For the DoD, SwA is defined as "the level of confidence that software functions only as intended and is free of vulnerabilities, either intentionally or unintentionally designed or inserted as part of the software, throughout the life cycle. DoD is developing SwA as a sound systems engineering practice as demonstrated by two recent publications funded by JFAC with development led by the Software Engineering Institute (SEI) and expert practitioners within the Military Services and NSA. The Program Manager's SwA Guidebook shows how SwA should be planned, resourced, and managed while the Developer's SwA Guidebook recommends tailorable technical practices throughout the life cycle. Both of these documents are the first of their kind, and awarded. The two enterprise-scale organizations in DoD building SwA capability are the Joint Federated Assurance Center (JFAC) and the DoD SwA Community of practice which has operated as a quarterly collegial forum 32 consecutive gatherings. Both are open to other parts of the US Government. The JFAC Charter is available at its website. To develop wider situational awareness of the families of SwA tools commercially available, JFAC funded the Institute for Defense Analysis (IDA) to produce the State of the Art Resource (SOAR). A recent innovation in "engineering-in" SwA throughout the life cycle is coupling selected NIST 800-53 controls to engineering tasks so that the engineering results define the Risk Management Framework (RMF) and drive the Authority to Operate (ATO). A package including Data Item Descriptions (DIDs), machine-readable vulnerability report formats, and a brief overviewing application of the techniques is available at the JFAC website. Other disruptive innovations are in process.

===Software Assurance Metrics and Tool Evaluation (SAMATE) project===
According to the NIST SAMATE project, software assurance is "the planned and systematic set of activities that ensures that software processes and products conform to requirements, standards, and procedures to help achieve:

- Trustworthiness - No exploitable vulnerabilities exist, either of malicious or unintentional origin, and
- Predictable Execution - Justifiable confidence that software, when executed, functions as intended."

===National Aeronautics and Space Administration (NASA)===
According to NASA, software assurance is a "planned and systematic set of activities that ensures that software processes and products conform to requirements, standards, and procedures. It includes the disciplines of quality assurance, quality engineering, verification and validation, nonconformance reporting and corrective action, safety assurance, and security assurance and their application during a software life cycle." The NASA Software Assurance Standard also states: "The application of these disciplines during a software development life cycle is called software assurance."

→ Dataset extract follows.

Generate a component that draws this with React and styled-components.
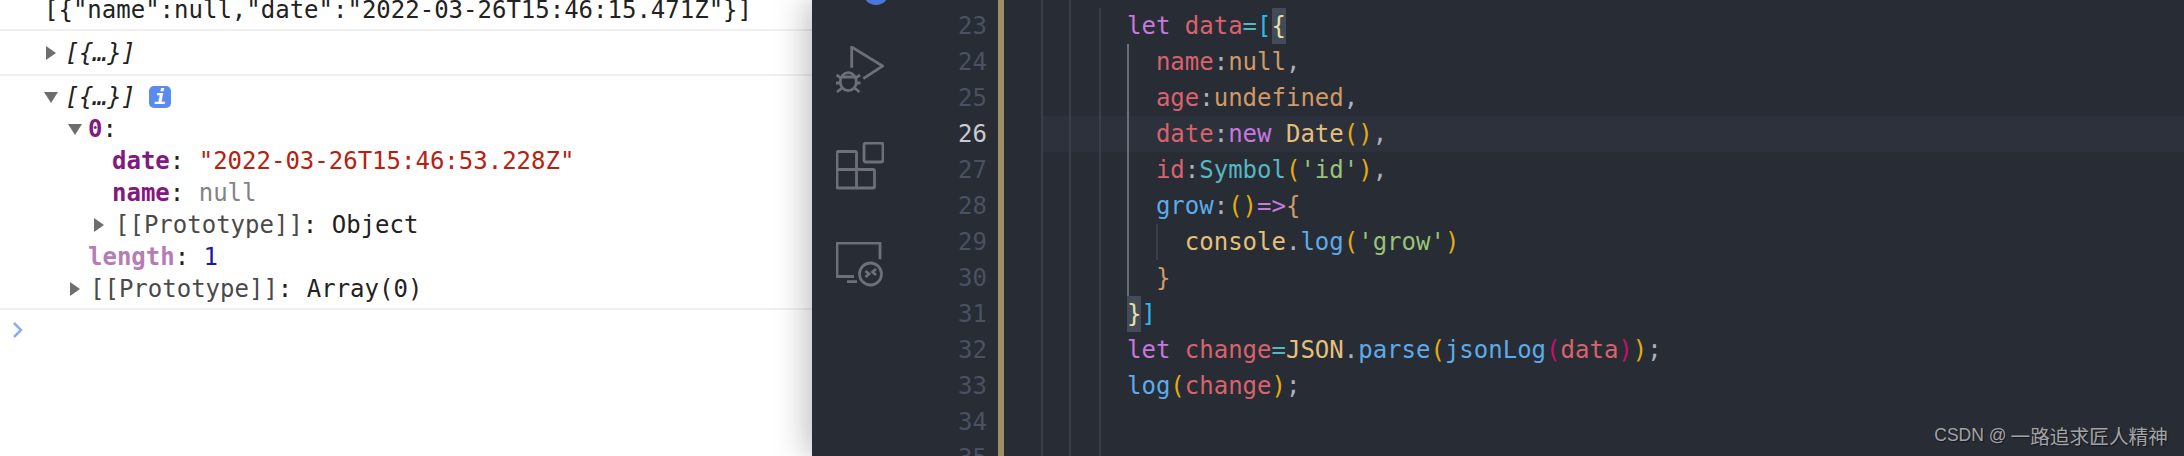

===Object Management Group (OMG)===
According to the OMG, software assurance is “justifiable trustworthiness in meeting established business and security objectives.”

OMG's SwA Special Interest Group (SIG), works with Platform and Domain Task Forces and other software industry entities and groups external to the OMG, to coordinate the establishment of a common framework for analysis and exchange of information related to software trustworthiness by facilitating the development of a specification for a Software Assurance Framework that will:

- Establish a common framework of software properties that can be used to represent any/all classes of software so software suppliers and acquirers can represent their claims and arguments(respectively), along with the corresponding evidence, employing automated tools (to address scale)
- Verify that products have sufficiently satisfied these characteristics in advance of product acquisition, so that system engineers/integrators can use these products to build (compose) larger assured systems with them
- Enable industry to improve visibility into the current status of software assurance during development of its software
- Enable industry to develop automated tools that support the common framework.

===Software Assurance Forum for Excellence in Code (SAFECode)===
According to SAFECode, software assurance is “confidence that software, hardware and services are free from intentional and unintentional vulnerabilities and that the software functions as intended.”